Senator Rachel May said, “Cellular service is an urgent need for businesses, students, emergency responders, and residents in rural areas of my district. If we don’t ensure adequate service, then our communities are at great risk of being left behind economically and socially. I want to thank Governor Cuomo for the chance to serve on the taskforce working on solutions to upstate cell service, and I am looking forward to delivering actionable policy recommendations.”

Assemblywoman Eileen Gunther said, “The Catskills are a chronically underserved area when it comes to access to cellular service. My constituents regularly speak to me about the lack of cell service and spotty coverage throughout the region. I am happy to be a part of this task force and to work to expand cellular coverage to all parts of the 100th district. Cellular service is not a luxury, today it is absolutely a necessity and we must work to make sure that all people have access to this vital public service.”

Assembly Member Billy Jones said, “Cellphone service is no longer a luxury, but a necessity in everyday life.
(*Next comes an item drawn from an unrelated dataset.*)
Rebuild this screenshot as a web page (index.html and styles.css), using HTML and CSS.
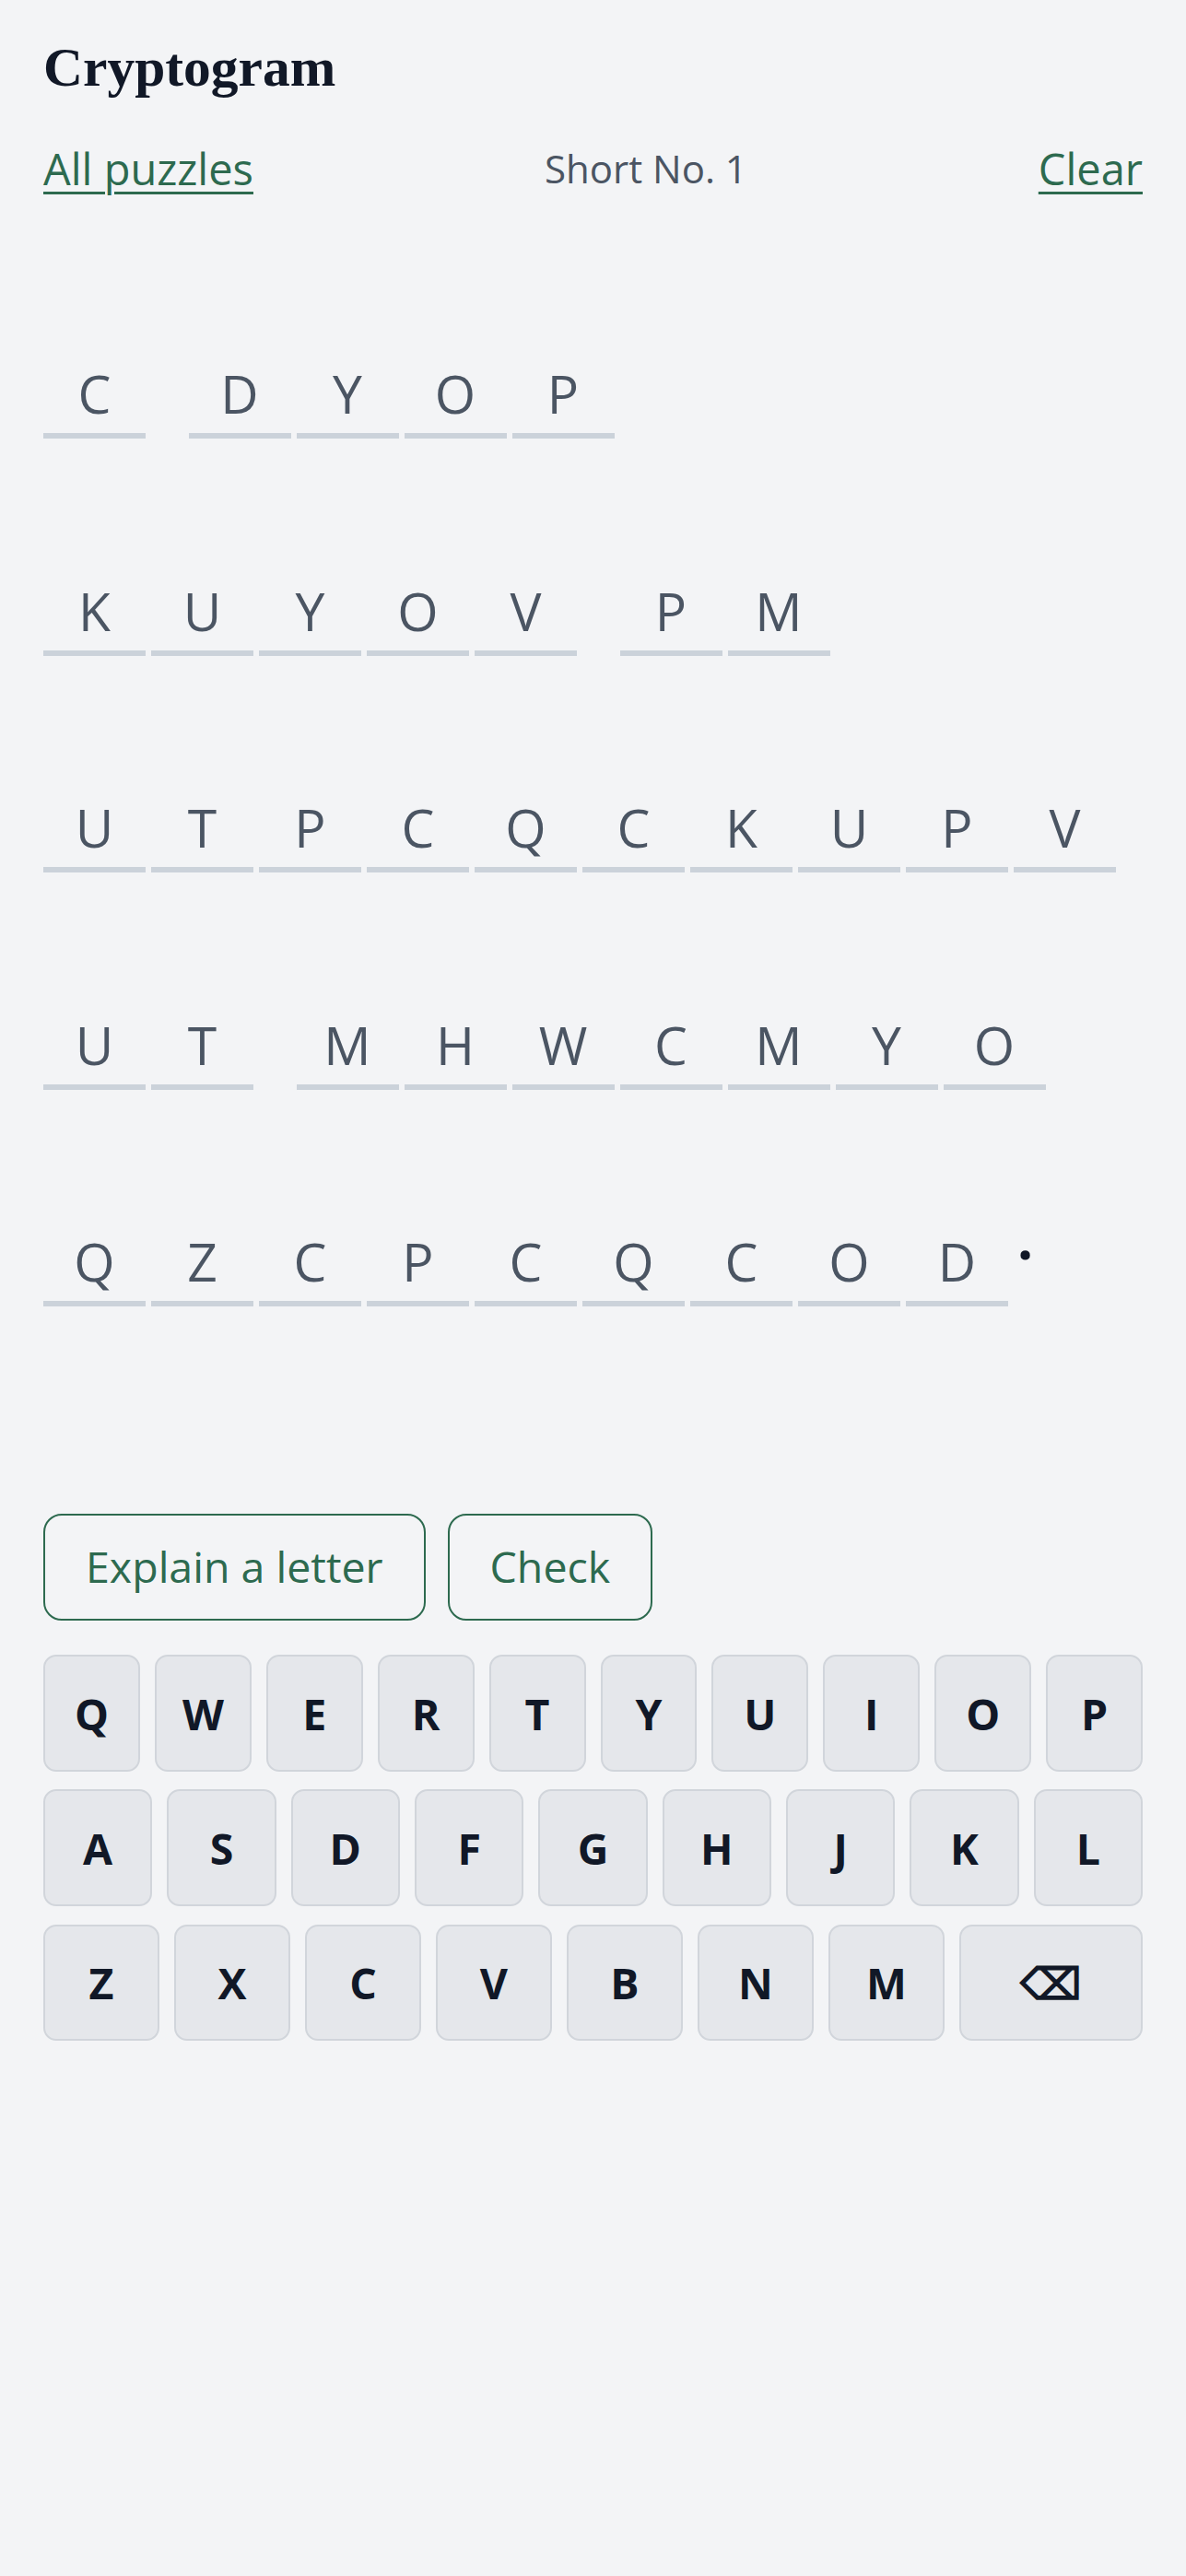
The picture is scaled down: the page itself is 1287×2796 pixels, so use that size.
FILE: index.html
```html
<!DOCTYPE html>
<html lang="en">
<head>
    <meta charset="UTF-8">
    <meta name="viewport" content="width=device-width, initial-scale=1.0">
    <title>Cryptogram</title>
    <link rel="stylesheet" href="styles.css">
</head>
<body>
    <div class="page">
        <h1 class="title">Cryptogram</h1>

        <nav class="topbar">
            <a href="#" class="link">All puzzles</a>
            <span class="meta">Short No. 1</span>
            <a href="#" class="link">Clear</a>
        </nav>

        <div class="puzzle">
            <div class="word">
                <div class="cell"><span class="guess"></span><span class="cipher">C</span></div>
            </div>
            <div class="word">
                <div class="cell"><span class="guess"></span><span class="cipher">D</span></div>
                <div class="cell"><span class="guess"></span><span class="cipher">Y</span></div>
                <div class="cell"><span class="guess"></span><span class="cipher">O</span></div>
                <div class="cell"><span class="guess"></span><span class="cipher">P</span></div>
            </div>
            <div class="word">
                <div class="cell"><span class="guess"></span><span class="cipher">K</span></div>
                <div class="cell"><span class="guess"></span><span class="cipher">U</span></div>
                <div class="cell"><span class="guess"></span><span class="cipher">Y</span></div>
                <div class="cell"><span class="guess"></span><span class="cipher">O</span></div>
                <div class="cell"><span class="guess"></span><span class="cipher">V</span></div>
            </div>
            <div class="word">
                <div class="cell"><span class="guess"></span><span class="cipher">P</span></div>
                <div class="cell"><span class="guess"></span><span class="cipher">M</span></div>
            </div>
            <div class="word">
                <div class="cell"><span class="guess"></span><span class="cipher">U</span></div>
                <div class="cell"><span class="guess"></span><span class="cipher">T</span></div>
                <div class="cell"><span class="guess"></span><span class="cipher">P</span></div>
                <div class="cell"><span class="guess"></span><span class="cipher">C</span></div>
                <div class="cell"><span class="guess"></span><span class="cipher">Q</span></div>
                <div class="cell"><span class="guess"></span><span class="cipher">C</span></div>
                <div class="cell"><span class="guess"></span><span class="cipher">K</span></div>
                <div class="cell"><span class="guess"></span><span class="cipher">U</span></div>
                <div class="cell"><span class="guess"></span><span class="cipher">P</span></div>
                <div class="cell"><span class="guess"></span><span class="cipher">V</span></div>
            </div>
            <div class="word">
                <div class="cell"><span class="guess"></span><span class="cipher">U</span></div>
                <div class="cell"><span class="guess"></span><span class="cipher">T</span></div>
            </div>
            <div class="word">
                <div class="cell"><span class="guess"></span><span class="cipher">M</span></div>
                <div class="cell"><span class="guess"></span><span class="cipher">H</span></div>
                <div class="cell"><span class="guess"></span><span class="cipher">W</span></div>
                <div class="cell"><span class="guess"></span><span class="cipher">C</span></div>
                <div class="cell"><span class="guess"></span><span class="cipher">M</span></div>
                <div class="cell"><span class="guess"></span><span class="cipher">Y</span></div>
                <div class="cell"><span class="guess"></span><span class="cipher">O</span></div>
            </div>
            <div class="word">
                <div class="cell"><span class="guess"></span><span class="cipher">Q</span></div>
                <div class="cell"><span class="guess"></span><span class="cipher">Z</span></div>
                <div class="cell"><span class="guess"></span><span class="cipher">C</span></div>
                <div class="cell"><span class="guess"></span><span class="cipher">P</span></div>
                <div class="cell"><span class="guess"></span><span class="cipher">C</span></div>
                <div class="cell"><span class="guess"></span><span class="cipher">Q</span></div>
                <div class="cell"><span class="guess"></span><span class="cipher">C</span></div>
                <div class="cell"><span class="guess"></span><span class="cipher">O</span></div>
                <div class="cell"><span class="guess"></span><span class="cipher">D</span></div>
                <span class="punct">.</span>
            </div>
        </div>

        <div class="actions">
            <button class="btn">Explain a letter</button>
            <button class="btn">Check</button>
        </div>

        <div class="keyboard">
            <div class="krow">
                <button class="key">Q</button>
                <button class="key">W</button>
                <button class="key">E</button>
                <button class="key">R</button>
                <button class="key">T</button>
                <button class="key">Y</button>
                <button class="key">U</button>
                <button class="key">I</button>
                <button class="key">O</button>
                <button class="key">P</button>
            </div>
            <div class="krow">
                <button class="key">A</button>
                <button class="key">S</button>
                <button class="key">D</button>
                <button class="key">F</button>
                <button class="key">G</button>
                <button class="key">H</button>
                <button class="key">J</button>
                <button class="key">K</button>
                <button class="key">L</button>
            </div>
            <div class="krow">
                <button class="key">Z</button>
                <button class="key">X</button>
                <button class="key">C</button>
                <button class="key">V</button>
                <button class="key">B</button>
                <button class="key">N</button>
                <button class="key">M</button>
                <button class="key key-wide">⌫</button>
            </div>
        </div>
    </div>
</body>
</html>
```

FILE: styles.css
```css
body {
    margin: 0;
    background-color: #f3f4f6;
    font-family: "Open Sans", "Noto Sans", sans-serif;
    font-size: 46.5px;
    color: #111827;
}
.page {
    padding: 38px 47px;
}
.title {
    margin: 0;
    font-family: "Liberation Serif", serif;
    font-weight: bold;
    font-size: 59.5px;
    line-height: 1.2;
    color: #111827;
}
.topbar {
    margin-top: 39px;
    height: 70px;
    display: flex;
    justify-content: space-between;
    align-items: center;
    line-height: 70px;
}
.link {
    font-size: 47px;
    color: #2d6a4f;
    text-decoration: underline;
    text-decoration-thickness: 3px;
    text-underline-offset: 7px;
}
.meta {
    font-size: 42px;
    color: #4b5563;
}
.puzzle {
    margin-top: 69px;
    display: flex;
    flex-wrap: wrap;
    gap: 46.5px;
}
.word {
    display: flex;
    gap: 6px;
}
.cell {
    width: 111px;
    display: flex;
    flex-direction: column;
    align-items: center;
}
.guess {
    height: 100px;
}
.cipher {
    align-self: stretch;
    text-align: center;
    font-size: 57px;
    line-height: 80px;
    padding-bottom: 3px;
    border-bottom: 6px solid #cbd2da;
    color: #4b5563;
}
.punct {
    align-self: flex-end;
    margin-left: 4px;
    margin-bottom: 34px;
    font-size: 60px;
    font-weight: 700;
    line-height: 80px;
    color: #111827;
}
.actions {
    margin-top: 225px;
    display: flex;
    gap: 24px;
}
.btn {
    font-family: inherit;
    font-size: 46.5px;
    line-height: 1.5;
    padding: 20.8px 44px;
    background: transparent;
    color: #2d6a4f;
    border: 2px solid #2d6a4f;
    border-radius: 20px;
}
.keyboard {
    margin-top: 37.5px;
    display: flex;
    flex-direction: column;
    gap: 19.5px;
}
.krow {
    display: flex;
    gap: 16px;
}
.key {
    flex: 1 1 0;
    height: 126.7px;
    padding: 0;
    font-family: inherit;
    font-size: 46.5px;
    font-weight: 700;
    color: #111827;
    background-color: #e5e7eb;
    border: 2px solid #d1d5db;
    border-radius: 14px;
}
.key-wide {
    flex-grow: 1.6;
}
```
The North Country has been at a distinct disadvantage with large gaps in cellular coverage for far too long, posing a risk to safety and putting our communities at an economic disadvantage. I’m honored to be on the Upstate Cellular Coverage Task Force and am eager to start coming up with solutions to this longstanding problem.”

Assembly Member Angelo Santabarbara said, “In this day and age we depend on our cell phones and mobile devices every day for everything from getting directions to checking in on our loved ones. The truth is, far too many New Yorkers, especially in rural areas, are still without reliable cell coverage, forced to wander in search of service asking ‘can you hear me now?’ Creating a dedicated task force to examine this important issue and work towards finding long term solutions is a step in the right direction. Living in our area of upstate New York shouldn’t mean you’re cut off from communicating with the rest the world or at an economic disadvantage.”